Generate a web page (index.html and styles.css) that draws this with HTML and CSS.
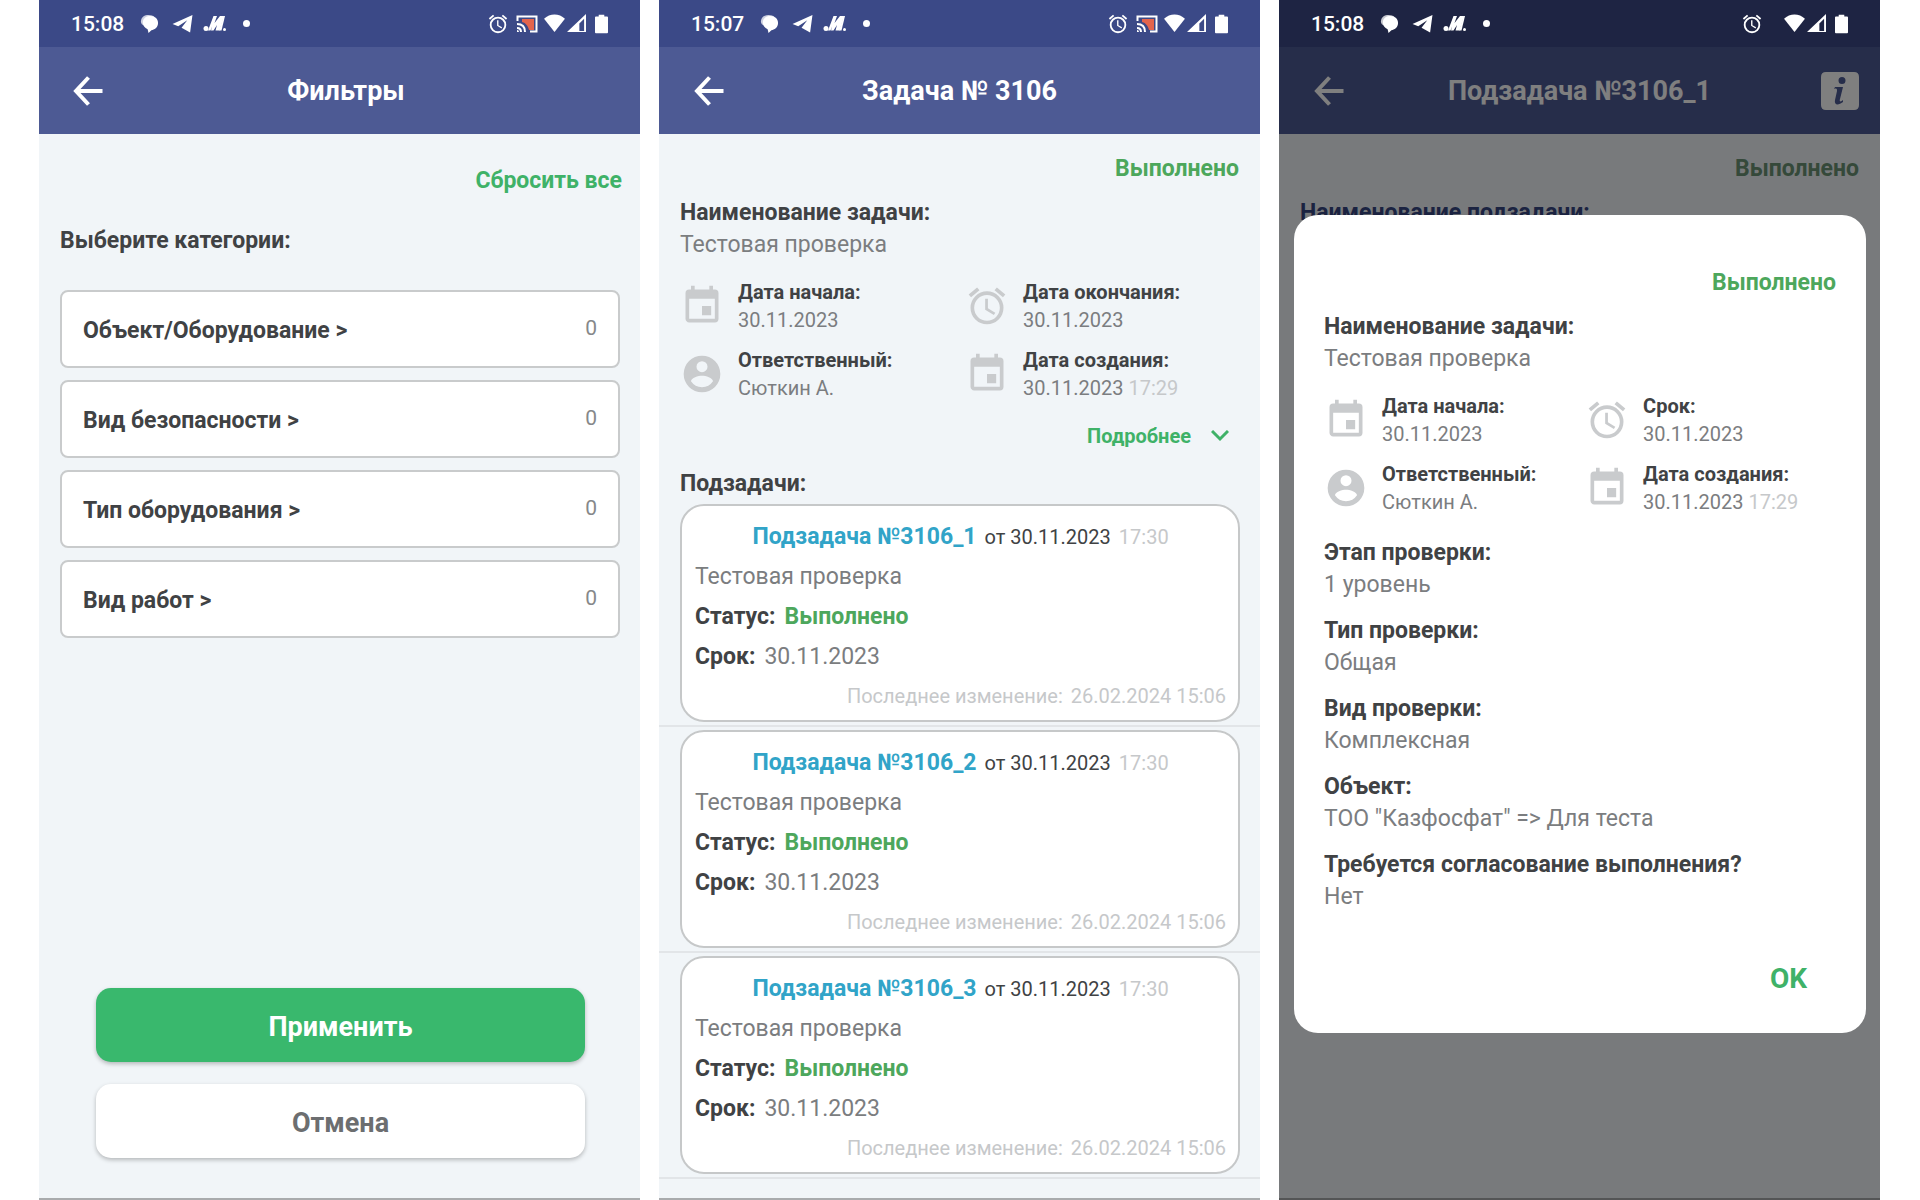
FILE: index.html
```html
<!DOCTYPE html>
<html lang="ru">
<head>
    <meta charset="UTF-8">
    <meta name="viewport" content="width=device-width, initial-scale=1.0">
    <title>Задачи</title>
    <link rel="stylesheet" href="styles.css">
</head>
<body>
    <!-- shared icons -->
    <svg class="sprite" aria-hidden="true">
        <symbol id="i-chat" viewBox="0 0 20 20"><path d="M3 9C3 4 7 2 11 2c5 0 8 3 8 7.500S15 17 12 17l-3 3-1-4C5 15 3 12 3 9z"/><path d="M1 8c0-5 4-7 8-7 3 0 5 1 6 2L4 12Q1 11 1 8z" opacity=".75"/></symbol>
        <symbol id="i-telegram" viewBox="0 0 22 20"><path d="M21.500 1 .5 10.500 6.500 13 16 6.500 10 14.500l9 5z"/></symbol>
        <symbol id="i-m" viewBox="0 0 24 20"><path d="M5 16.500 10.500 2H14l-2.500 7L17 2h4l-4.500 14.500h-4L14 11l-3.500 5.500H8l1-4-1.500 4z"/><circle cx="3" cy="14.500" r="2.500"/><path d="M20.500 2h1.500l-3.500 14.500H16z"/><circle cx="21.500" cy="15.500" r="1.500"/></symbol>
        <symbol id="i-alarm" viewBox="0 0 24 24"><path d="m22 5.720-4.600-3.860-1.290 1.530 4.600 3.860zM7.880 3.390 6.600 1.860 2 5.710l1.290 1.530zM12.500 8H11v6l4.750 2.850.75-1.230-4-2.370zM12 4a9 9 0 1 0 0 18 9 9 0 0 0 0-18zm0 16a7 7 0 1 1 0-14 7 7 0 0 1 0 14z"/></symbol>
        <symbol id="i-cast" viewBox="0 0 22 18"><path d="M6 4h12v11h-5C12 11 10 8 6 7z" fill="#e4644c"/><path d="M1.500 6V1.500h19v15H14M1 9c5 0 8 3 8 8M1 13c3 0 4 1 4 4" fill="none" stroke="currentColor" stroke-width="2"/><path d="M1 15q2 0 2 2H1z"/></symbol>
        <symbol id="i-wifi" viewBox="0 0 22 20"><path d="M0 5C6-1 16-1 22 5L11 19z"/></symbol>
        <symbol id="i-signal" viewBox="0 0 20 20"><path d="M0 19 20 0v19zm13-1h5V5l-5 5z" fill-rule="evenodd"/></symbol>
        <symbol id="i-battery" viewBox="0 0 14 20"><path d="M4 0h6v2h3q1 0 1 1v16q0 1-1 1H1q-1 0-1-1V3q0-1 1-1h3z"/></symbol>
        <symbol id="i-back" viewBox="0 0 30 30"><path d="M29.500 15H3M15.500 1.500 3 15l12.500 13.500" fill="none" stroke="currentColor" stroke-width="4"/></symbol>
        <symbol id="i-event" viewBox="0 0 24 24"><path d="M17 12h-5v5h5zM16 1v2H8V1H6v2H5a2 2 0 0 0-2 2v14c0 1.100.9 2 2 2h14a2 2 0 0 0 2-2V5a2 2 0 0 0-2-2h-1V1zm3 18H5V8h14z"/></symbol>
        <symbol id="i-person" viewBox="0 0 24 24"><path d="M12 2a10 10 0 1 0 0 20 10 10 0 0 0 0-20zm0 3a3 3 0 1 1 0 6 3 3 0 0 1 0-6zm0 14.200a7.200 7.200 0 0 1-6-3.220c.03-1.990 4-3.080 6-3.080s5.970 1.090 6 3.080a7.200 7.200 0 0 1-6 3.220z"/></symbol>
        <symbol id="i-down" viewBox="0 0 18 12"><path d="m1 1 8 8 8-8" fill="none" stroke="currentColor" stroke-width="3"/></symbol>
        <symbol id="i-info" viewBox="0 0 38 38"><path d="M5 0h28q5 0 5 5v28q0 5-5 5H5q-5 0-5-5V5q0-5 5-5zm16 5a3.500 3.500 0 1 0 0 7 3.500 3.500 0 0 0 0-7zm-7 10-1 2c3-1 3 0 3 2l-2 9c-1 5 3 6 8 2v-2c-2 2-4 2-3-1l3-12z" fill-rule="evenodd"/></symbol>
    </svg>

    <section class="screen">
        <div class="status-bar">
            <span class="clock">15:08</span>
            <svg class="s-chat"><use href="#i-chat"/></svg>
            <svg class="s-telegram"><use href="#i-telegram"/></svg>
            <svg class="s-m"><use href="#i-m"/></svg>
            <span class="dot"></span>
            <svg class="s-alarm"><use href="#i-alarm"/></svg>
            <svg class="s-cast"><use href="#i-cast"/></svg>
            <svg class="s-wifi"><use href="#i-wifi"/></svg>
            <svg class="s-signal"><use href="#i-signal"/></svg>
            <svg class="s-battery"><use href="#i-battery"/></svg>
        </div>
        <div class="view">
            <header class="header header-filters">
                <button class="back" aria-label="Назад"><svg><use href="#i-back"/></svg></button>
                <h1>Фильтры</h1>
            </header>
            <main class="filters">
                <button class="reset">Сбросить все</button>
                <h2>Выберите категории:</h2>
                <div class="filter-list">
                    <button class="filter"><b>Объект/Оборудование &gt;</b><span>0</span></button>
                    <button class="filter"><b>Вид безопасности &gt;</b><span>0</span></button>
                    <button class="filter"><b>Тип оборудования &gt;</b><span>0</span></button>
                    <button class="filter"><b>Вид работ &gt;</b><span>0</span></button>
                </div>
                <div class="actions">
                    <button class="btn btn-apply">Применить</button>
                    <button class="btn">Отмена</button>
                </div>
            </main>
        </div>
    </section>

    <section class="screen">
        <div class="status-bar">
            <span class="clock">15:07</span>
            <svg class="s-chat"><use href="#i-chat"/></svg>
            <svg class="s-telegram"><use href="#i-telegram"/></svg>
            <svg class="s-m"><use href="#i-m"/></svg>
            <span class="dot"></span>
            <svg class="s-alarm"><use href="#i-alarm"/></svg>
            <svg class="s-cast"><use href="#i-cast"/></svg>
            <svg class="s-wifi"><use href="#i-wifi"/></svg>
            <svg class="s-signal"><use href="#i-signal"/></svg>
            <svg class="s-battery"><use href="#i-battery"/></svg>
        </div>
        <div class="view">
            <header class="header">
                <button class="back" aria-label="Назад"><svg><use href="#i-back"/></svg></button>
                <h1>Задача № 3106</h1>
            </header>
            <main class="task">
                <p class="state">Выполнено</p>
                <h2>Наименование задачи:</h2>
                <p class="value">Тестовая проверка</p>
                <div class="meta">
                    <div class="meta-item"><svg><use href="#i-event"/></svg><div><b>Дата начала:</b><p>30.11.2023</p></div></div>
                    <div class="meta-item"><svg><use href="#i-alarm"/></svg><div><b>Дата окончания:</b><p>30.11.2023</p></div></div>
                    <div class="meta-item"><svg><use href="#i-person"/></svg><div><b>Ответственный:</b><p>Сюткин А.</p></div></div>
                    <div class="meta-item"><svg><use href="#i-event"/></svg><div><b>Дата создания:</b><p>30.11.2023 <time>17:29</time></p></div></div>
                </div>
                <button class="more">Подробнее <svg><use href="#i-down"/></svg></button>
                <h2 class="sub-title">Подзадачи:</h2>
            </main>
            <ul class="subtasks">
                <li>
                    <article class="card">
                        <p class="card-head"><a href="#">Подзадача №3106_1</a><span>от 30.11.2023</span><time>17:30</time></p>
                        <p class="value">Тестовая проверка</p>
                        <p class="row"><b>Статус:</b><strong>Выполнено</strong></p>
                        <p class="row"><b>Срок:</b><span>30.11.2023</span></p>
                        <p class="changed"><span>Последнее изменение:</span><time>26.02.2024 15:06</time></p>
                    </article>
                </li>
                <li>
                    <article class="card">
                        <p class="card-head"><a href="#">Подзадача №3106_2</a><span>от 30.11.2023</span><time>17:30</time></p>
                        <p class="value">Тестовая проверка</p>
                        <p class="row"><b>Статус:</b><strong>Выполнено</strong></p>
                        <p class="row"><b>Срок:</b><span>30.11.2023</span></p>
                        <p class="changed"><span>Последнее изменение:</span><time>26.02.2024 15:06</time></p>
                    </article>
                </li>
                <li>
                    <article class="card">
                        <p class="card-head"><a href="#">Подзадача №3106_3</a><span>от 30.11.2023</span><time>17:30</time></p>
                        <p class="value">Тестовая проверка</p>
                        <p class="row"><b>Статус:</b><strong>Выполнено</strong></p>
                        <p class="row"><b>Срок:</b><span>30.11.2023</span></p>
                        <p class="changed"><span>Последнее изменение:</span><time>26.02.2024 15:06</time></p>
                    </article>
                </li>
            </ul>
        </div>
    </section>

    <section class="screen">
        <div class="status-bar status-bar-dark">
            <span class="clock">15:08</span>
            <svg class="s-chat"><use href="#i-chat"/></svg>
            <svg class="s-telegram"><use href="#i-telegram"/></svg>
            <svg class="s-m"><use href="#i-m"/></svg>
            <span class="dot"></span>
            <svg class="s-alarm"><use href="#i-alarm"/></svg>
            <svg class="s-wifi"><use href="#i-wifi"/></svg>
            <svg class="s-signal"><use href="#i-signal"/></svg>
            <svg class="s-battery"><use href="#i-battery"/></svg>
        </div>
        <div class="view">
            <header class="header">
                <button class="back" aria-label="Назад"><svg><use href="#i-back"/></svg></button>
                <h1>Подзадача №3106_1</h1>
                <button class="info" aria-label="Информация"><svg><use href="#i-info"/></svg></button>
            </header>
            <main class="task task-behind">
                <p class="state">Выполнено</p>
                <h2>Наименование подзадачи:</h2>
            </main>
            <div class="overlay">
                <div class="modal" role="dialog">
                    <p class="state">Выполнено</p>
                    <h2>Наименование задачи:</h2>
                    <p class="value">Тестовая проверка</p>
                    <div class="meta">
                        <div class="meta-item"><svg><use href="#i-event"/></svg><div><b>Дата начала:</b><p>30.11.2023</p></div></div>
                        <div class="meta-item"><svg><use href="#i-alarm"/></svg><div><b>Срок:</b><p>30.11.2023</p></div></div>
                        <div class="meta-item"><svg><use href="#i-person"/></svg><div><b>Ответственный:</b><p>Сюткин А.</p></div></div>
                        <div class="meta-item"><svg><use href="#i-event"/></svg><div><b>Дата создания:</b><p>30.11.2023 <time>17:29</time></p></div></div>
                    </div>
                    <dl class="details">
                        <div><dt>Этап проверки:</dt><dd>1 уровень</dd></div>
                        <div><dt>Тип проверки:</dt><dd>Общая</dd></div>
                        <div><dt>Вид проверки:</dt><dd>Комплексная</dd></div>
                        <div><dt>Объект:</dt><dd>ТОО "Казфосфат" =&gt; Для теста</dd></div>
                        <div><dt>Требуется согласование выполнения?</dt><dd>Нет</dd></div>
                    </dl>
                    <button class="ok">OK</button>
                </div>
            </div>
        </div>
    </section>
</body>
</html>
```
FILE: styles.css
```css
* {
    box-sizing: border-box;
    margin: 0;
    padding: 0;
}
body {
    display: flex;
    gap: 19px;
    padding: 0 40px 0 39px;
    background: #fff;
    color: #404244;
    font-family: Roboto, "Liberation Sans", sans-serif;
    font-size: 23px;
    line-height: 32px;
}
svg {
    display: block;
    fill: currentColor;
}
button {
    border: none;
    background: none;
    color: inherit;
    font: inherit;
    cursor: pointer;
}
h2 {
    font-size: 23px;
    font-weight: 700;
}
b,
strong {
    font-weight: 700;
}
.sprite {
    position: absolute;
    width: 0;
    height: 0;
}
.screen {
    flex: 1;
    min-width: 0;
    min-height: 100vh;
    display: flex;
    flex-direction: column;
    background: #f1f5f8;
}

/* status bar */
.status-bar {
    height: 47px;
    display: flex;
    align-items: center;
    padding: 0 32px 0 32px;
    background: #3b4987;
    color: #fff;
}
.status-bar-dark {
    background: #1e2443;
}
.clock {
    font-size: 21px;
    font-weight: 500;
    margin-right: 16px;
}
.s-chat {
    width: 19px;
    height: 19px;
    margin-right: 13px;
}
.s-telegram {
    width: 21px;
    height: 19px;
    margin-right: 10px;
}
.s-m {
    width: 24px;
    height: 20px;
    margin-right: 16px;
}
.dot {
    width: 7px;
    height: 7px;
    border-radius: 50%;
    background: #fff;
}
.s-alarm {
    width: 22px;
    height: 22px;
    margin-left: auto;
    margin-right: 7px;
}
.s-cast {
    width: 22px;
    height: 18px;
    margin-right: 5px;
}
.status-bar-dark .s-alarm {
    margin-right: 20px;
}
.s-wifi {
    width: 23px;
    height: 19px;
    margin-right: 1px;
}
.s-signal {
    width: 19px;
    height: 19px;
    margin-right: 9px;
}
.s-battery {
    width: 13px;
    height: 20px;
}

/* header */
.view {
    position: relative;
    flex: 1;
    display: flex;
    flex-direction: column;
    border-bottom: 2px solid #a9abad;
}
.header {
    height: 87px;
    display: grid;
    grid-template-columns: 1fr auto 1fr;
    align-items: center;
    padding: 0 21px;
    background: #4d5a94;
    color: #fff;
}
.header h1 {
    font-size: 27px;
    font-weight: 700;
}
.back {
    justify-self: start;
    margin-left: 14px;
}
.header-filters {
    padding-left: 34px;
}
.header-filters .back {
    margin-left: 0;
}
.back svg {
    width: 30px;
    height: 30px;
}
.info {
    justify-self: end;
}
.info svg {
    width: 38px;
    height: 38px;
}

/* filters */
.filters {
    flex: 1;
    display: flex;
    flex-direction: column;
    padding: 31px 20px 40px 21px;
}
.reset {
    align-self: flex-end;
    margin-right: -2px;
    color: #3fb268;
    font-weight: 700;
}
.filters h2 {
    margin-top: 28px;
}
.filter-list {
    display: flex;
    flex-direction: column;
    gap: 12px;
    margin-top: 33px;
}
.filter {
    height: 78px;
    display: flex;
    align-items: center;
    justify-content: space-between;
    padding: 4px 21px 0;
    border: 2px solid #c9cbcc;
    border-radius: 8px;
    background: #fff;
}
.filter span {
    color: #86888a;
    font-size: 21px;
    padding-bottom: 6px;
}
.actions {
    display: flex;
    flex-direction: column;
    gap: 22px;
    margin: auto 35px 0 36px;
}
.btn {
    height: 74px;
    padding-top: 4px;
    border-radius: 15px;
    background: #fff;
    color: #6c6e70;
    font-size: 27px;
    font-weight: 700;
    box-shadow: 0 2px 4px rgba(0, 0, 0, 0.25);
}
.btn-apply {
    background: #39b86d;
    color: #fff;
}

/* task */
.task {
    padding: 21px 21px 0;
}
.state {
    color: #4da75c;
    font-weight: 700;
    line-height: 28px;
    text-align: right;
    margin-bottom: 14px;
}
.value {
    color: #7b7d80;
}
.meta {
    display: grid;
    grid-template-columns: 51fr 49fr;
    row-gap: 12px;
    margin-top: 17px;
    font-size: 20px;
    line-height: 28px;
}
.meta-item {
    display: flex;
    align-items: center;
    gap: 14px;
    white-space: nowrap;
}
.meta-item svg {
    width: 44px;
    height: 44px;
    color: #c9cbcd;
}
.meta-item p {
    color: #7b7d80;
}
time,
.meta-item time {
    color: #c6c8ca;
}
.more {
    display: flex;
    align-items: center;
    gap: 20px;
    margin: 20px 10px 0 auto;
    color: #3fb268;
    font-size: 20px;
    font-weight: 700;
    line-height: 28px;
}
.more svg {
    width: 18px;
    height: 12px;
}
.sub-title {
    margin-top: 18px;
}

/* subtasks */
.subtasks {
    list-style: none;
    margin-top: 4px;
}
.subtasks li {
    padding: 0 20px 3px 21px;
    border-bottom: 2px solid #e2e5e8;
    margin-bottom: 3px;
}
.card {
    padding: 11px 12px 5px 13px;
    border: 2px solid #c6c8c9;
    border-radius: 24px;
    background: #fff;
    line-height: 40px;
}
.card-head {
    display: flex;
    justify-content: center;
    gap: 8px;
    font-size: 20px;
}
.card-head a {
    color: #31a4c8;
    font-size: 23px;
    font-weight: 700;
    text-decoration: none;
}
.row {
    display: flex;
    gap: 9px;
}
.row span {
    color: #7b7d80;
}
.row strong {
    color: #4da75c;
}
.changed {
    display: flex;
    justify-content: flex-end;
    gap: 8px;
    color: #c6c8ca;
    font-size: 20px;
    line-height: 38px;
}

/* modal */
.task-behind .state {
    color: #6a9274;
}
.task-behind h2 {
    color: #364683;
}
.overlay {
    position: absolute;
    inset: 0 0 -2px;
    display: flex;
    align-items: center;
    padding: 0 14px 0 15px;
    background: rgba(0, 0, 0, 0.5);
}
.modal {
    flex: 1;
    padding: 54px 30px 34px 30px;
    border-radius: 24px;
    background: #fff;
}
.details {
    display: flex;
    flex-direction: column;
    gap: 14px;
    margin-top: 21px;
}
.details dt {
    font-weight: 700;
}
.details dd {
    color: #7b7d80;
}
.ok {
    display: block;
    margin: 46px 29px 0 auto;
    color: #3fb268;
    font-size: 28px;
    font-weight: 700;
    line-height: 40px;
}
```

- [What to work on] In the listing, find each line with the string "index" and copy it.

- [Answer to this problem]
Generate a web page (index.html and styles.css) that draws this with HTML and CSS.
FILE: index.html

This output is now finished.